| Given instruction |
Below is a listing. Gather each line of it that contains "uses".

········

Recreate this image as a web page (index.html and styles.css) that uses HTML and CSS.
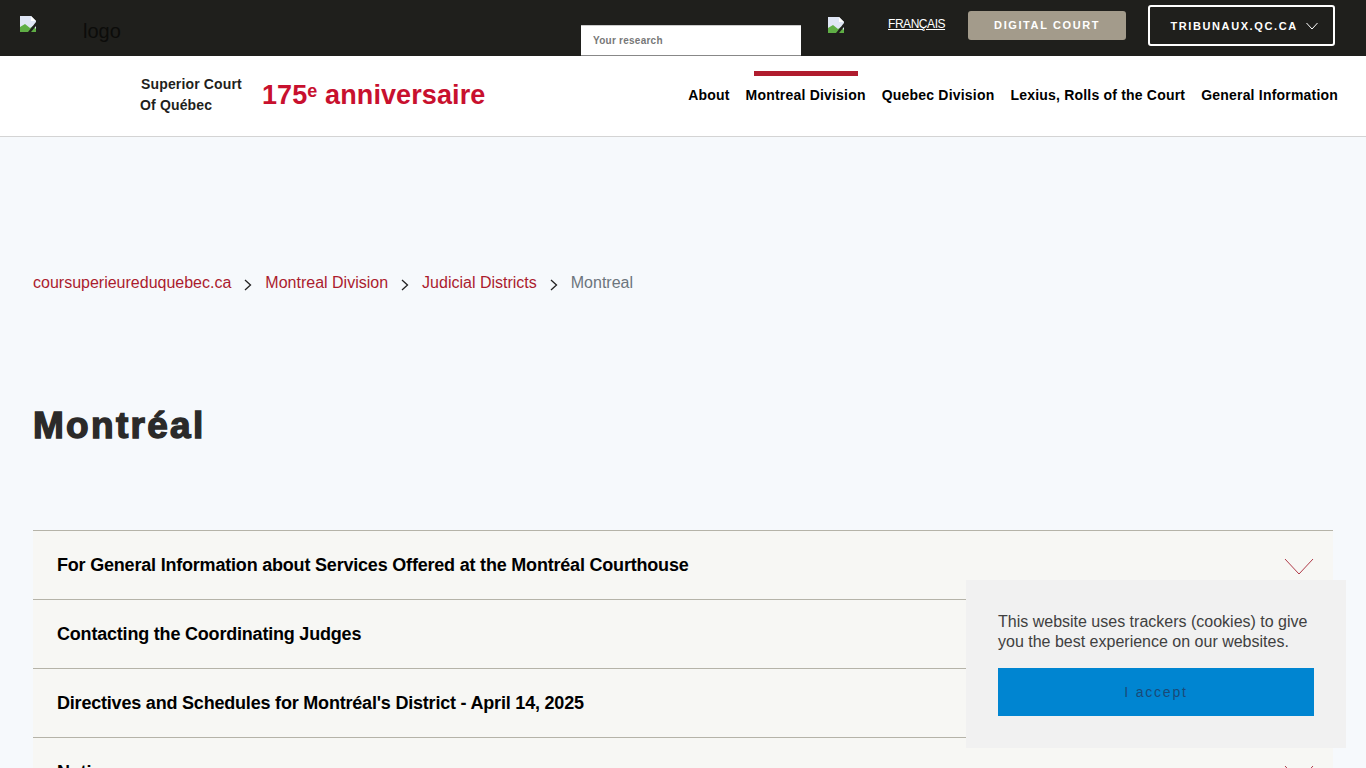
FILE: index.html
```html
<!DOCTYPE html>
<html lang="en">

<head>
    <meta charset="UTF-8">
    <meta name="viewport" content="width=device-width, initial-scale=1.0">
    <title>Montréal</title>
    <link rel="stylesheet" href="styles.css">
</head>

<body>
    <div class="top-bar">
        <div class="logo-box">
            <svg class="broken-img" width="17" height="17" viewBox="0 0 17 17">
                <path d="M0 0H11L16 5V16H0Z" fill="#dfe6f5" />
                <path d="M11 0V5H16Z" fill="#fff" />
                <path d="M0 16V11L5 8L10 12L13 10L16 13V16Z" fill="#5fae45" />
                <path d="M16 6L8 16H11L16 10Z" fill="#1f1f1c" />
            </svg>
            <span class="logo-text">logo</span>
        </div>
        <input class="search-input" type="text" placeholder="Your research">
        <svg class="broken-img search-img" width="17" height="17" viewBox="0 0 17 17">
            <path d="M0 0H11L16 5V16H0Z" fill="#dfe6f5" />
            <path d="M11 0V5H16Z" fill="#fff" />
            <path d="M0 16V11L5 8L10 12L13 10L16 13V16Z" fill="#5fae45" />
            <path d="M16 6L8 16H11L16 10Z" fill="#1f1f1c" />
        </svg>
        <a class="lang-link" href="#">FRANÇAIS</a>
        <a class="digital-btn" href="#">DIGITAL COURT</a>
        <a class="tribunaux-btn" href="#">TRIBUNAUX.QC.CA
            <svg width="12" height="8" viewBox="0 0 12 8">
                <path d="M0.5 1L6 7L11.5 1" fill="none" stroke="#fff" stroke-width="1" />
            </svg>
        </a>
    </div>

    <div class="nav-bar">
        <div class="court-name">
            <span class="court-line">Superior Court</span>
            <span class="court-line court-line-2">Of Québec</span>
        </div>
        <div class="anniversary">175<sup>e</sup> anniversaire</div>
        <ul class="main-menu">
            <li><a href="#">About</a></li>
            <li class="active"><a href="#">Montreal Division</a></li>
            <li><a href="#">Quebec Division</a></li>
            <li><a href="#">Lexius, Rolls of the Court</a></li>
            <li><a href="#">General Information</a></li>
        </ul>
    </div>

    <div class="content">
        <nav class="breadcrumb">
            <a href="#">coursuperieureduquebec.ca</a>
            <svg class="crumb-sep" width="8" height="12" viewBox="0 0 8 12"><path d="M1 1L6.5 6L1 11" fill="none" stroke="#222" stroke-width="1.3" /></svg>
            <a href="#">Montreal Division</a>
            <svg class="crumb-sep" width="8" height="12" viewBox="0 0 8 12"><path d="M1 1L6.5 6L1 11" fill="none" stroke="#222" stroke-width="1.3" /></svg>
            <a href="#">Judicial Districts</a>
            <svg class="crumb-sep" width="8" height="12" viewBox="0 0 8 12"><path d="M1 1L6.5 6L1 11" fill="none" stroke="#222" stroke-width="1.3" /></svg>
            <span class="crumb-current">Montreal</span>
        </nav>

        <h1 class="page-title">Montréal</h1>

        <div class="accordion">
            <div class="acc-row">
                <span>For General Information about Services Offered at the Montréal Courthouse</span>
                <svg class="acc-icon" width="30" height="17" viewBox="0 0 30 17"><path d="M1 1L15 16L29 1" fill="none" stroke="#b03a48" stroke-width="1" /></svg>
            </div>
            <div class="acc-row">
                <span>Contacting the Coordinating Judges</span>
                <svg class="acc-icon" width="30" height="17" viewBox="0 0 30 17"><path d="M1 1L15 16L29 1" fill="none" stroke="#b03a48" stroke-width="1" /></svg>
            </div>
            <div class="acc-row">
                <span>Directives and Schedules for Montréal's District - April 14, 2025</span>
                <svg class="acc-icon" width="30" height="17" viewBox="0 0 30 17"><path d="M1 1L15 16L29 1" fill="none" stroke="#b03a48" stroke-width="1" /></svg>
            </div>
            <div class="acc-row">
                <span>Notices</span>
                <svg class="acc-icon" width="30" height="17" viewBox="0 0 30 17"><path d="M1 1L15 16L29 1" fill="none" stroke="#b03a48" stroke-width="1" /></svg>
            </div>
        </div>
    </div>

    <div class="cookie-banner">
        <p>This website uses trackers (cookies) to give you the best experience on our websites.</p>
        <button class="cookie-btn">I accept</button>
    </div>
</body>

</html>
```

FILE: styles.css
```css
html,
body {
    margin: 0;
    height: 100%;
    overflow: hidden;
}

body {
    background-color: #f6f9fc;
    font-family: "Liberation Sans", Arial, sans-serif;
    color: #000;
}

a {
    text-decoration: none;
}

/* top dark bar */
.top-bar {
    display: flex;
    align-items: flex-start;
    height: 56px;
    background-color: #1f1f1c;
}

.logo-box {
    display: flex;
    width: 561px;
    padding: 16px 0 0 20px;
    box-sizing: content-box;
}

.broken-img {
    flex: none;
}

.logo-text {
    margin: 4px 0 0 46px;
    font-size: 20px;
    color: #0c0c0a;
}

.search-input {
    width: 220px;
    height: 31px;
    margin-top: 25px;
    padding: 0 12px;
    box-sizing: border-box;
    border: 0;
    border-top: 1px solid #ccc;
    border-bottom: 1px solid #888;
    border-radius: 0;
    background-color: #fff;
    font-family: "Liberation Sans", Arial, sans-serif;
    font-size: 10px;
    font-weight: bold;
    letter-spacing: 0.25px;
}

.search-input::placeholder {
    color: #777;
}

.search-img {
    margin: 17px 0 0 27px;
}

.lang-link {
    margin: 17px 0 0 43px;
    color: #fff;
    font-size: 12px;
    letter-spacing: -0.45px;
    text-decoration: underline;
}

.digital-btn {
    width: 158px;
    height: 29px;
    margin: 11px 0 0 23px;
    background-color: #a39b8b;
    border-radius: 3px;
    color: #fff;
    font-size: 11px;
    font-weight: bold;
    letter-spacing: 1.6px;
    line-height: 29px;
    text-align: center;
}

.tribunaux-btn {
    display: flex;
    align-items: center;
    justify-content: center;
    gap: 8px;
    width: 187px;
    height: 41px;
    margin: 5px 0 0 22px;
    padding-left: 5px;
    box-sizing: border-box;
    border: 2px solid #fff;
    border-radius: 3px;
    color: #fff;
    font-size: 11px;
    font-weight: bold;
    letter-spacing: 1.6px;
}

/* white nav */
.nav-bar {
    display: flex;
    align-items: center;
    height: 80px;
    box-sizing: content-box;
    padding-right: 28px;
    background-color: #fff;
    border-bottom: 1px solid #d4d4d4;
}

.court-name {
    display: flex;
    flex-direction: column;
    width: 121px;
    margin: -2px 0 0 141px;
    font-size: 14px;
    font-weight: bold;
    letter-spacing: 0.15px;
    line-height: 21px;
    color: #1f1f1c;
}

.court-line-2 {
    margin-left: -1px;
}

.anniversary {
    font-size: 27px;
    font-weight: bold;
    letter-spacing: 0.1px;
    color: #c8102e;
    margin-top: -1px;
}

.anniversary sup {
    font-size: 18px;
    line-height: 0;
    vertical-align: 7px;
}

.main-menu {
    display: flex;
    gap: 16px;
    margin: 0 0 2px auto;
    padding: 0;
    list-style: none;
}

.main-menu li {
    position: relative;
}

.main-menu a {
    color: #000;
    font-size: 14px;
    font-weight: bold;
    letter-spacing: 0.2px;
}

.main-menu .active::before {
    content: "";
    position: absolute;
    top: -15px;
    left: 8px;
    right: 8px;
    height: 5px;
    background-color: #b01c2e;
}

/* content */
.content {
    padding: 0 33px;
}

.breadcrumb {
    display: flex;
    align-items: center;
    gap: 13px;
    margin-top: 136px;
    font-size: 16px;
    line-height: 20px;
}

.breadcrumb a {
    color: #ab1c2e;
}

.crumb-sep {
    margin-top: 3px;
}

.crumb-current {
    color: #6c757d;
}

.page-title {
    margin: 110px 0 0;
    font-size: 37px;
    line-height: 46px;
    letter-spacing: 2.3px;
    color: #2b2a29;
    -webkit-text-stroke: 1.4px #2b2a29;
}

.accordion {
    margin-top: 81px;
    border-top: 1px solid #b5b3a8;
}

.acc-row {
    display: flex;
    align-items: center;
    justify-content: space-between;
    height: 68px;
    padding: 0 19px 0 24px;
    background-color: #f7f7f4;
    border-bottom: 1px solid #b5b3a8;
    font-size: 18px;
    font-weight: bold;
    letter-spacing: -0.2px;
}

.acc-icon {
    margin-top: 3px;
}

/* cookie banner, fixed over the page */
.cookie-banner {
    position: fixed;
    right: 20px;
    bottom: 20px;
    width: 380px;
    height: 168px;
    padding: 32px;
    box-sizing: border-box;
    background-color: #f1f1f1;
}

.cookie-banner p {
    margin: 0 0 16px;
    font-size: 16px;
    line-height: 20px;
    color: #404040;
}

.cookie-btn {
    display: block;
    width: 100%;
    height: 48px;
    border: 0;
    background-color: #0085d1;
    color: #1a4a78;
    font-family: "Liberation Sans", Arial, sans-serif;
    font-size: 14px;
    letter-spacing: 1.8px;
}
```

········

| Completed exercise |
Recreate this image as a web page (index.html and styles.css) that uses HTML and CSS.
        <p>This website uses trackers (cookies) to give you the best experience on our websites.</p>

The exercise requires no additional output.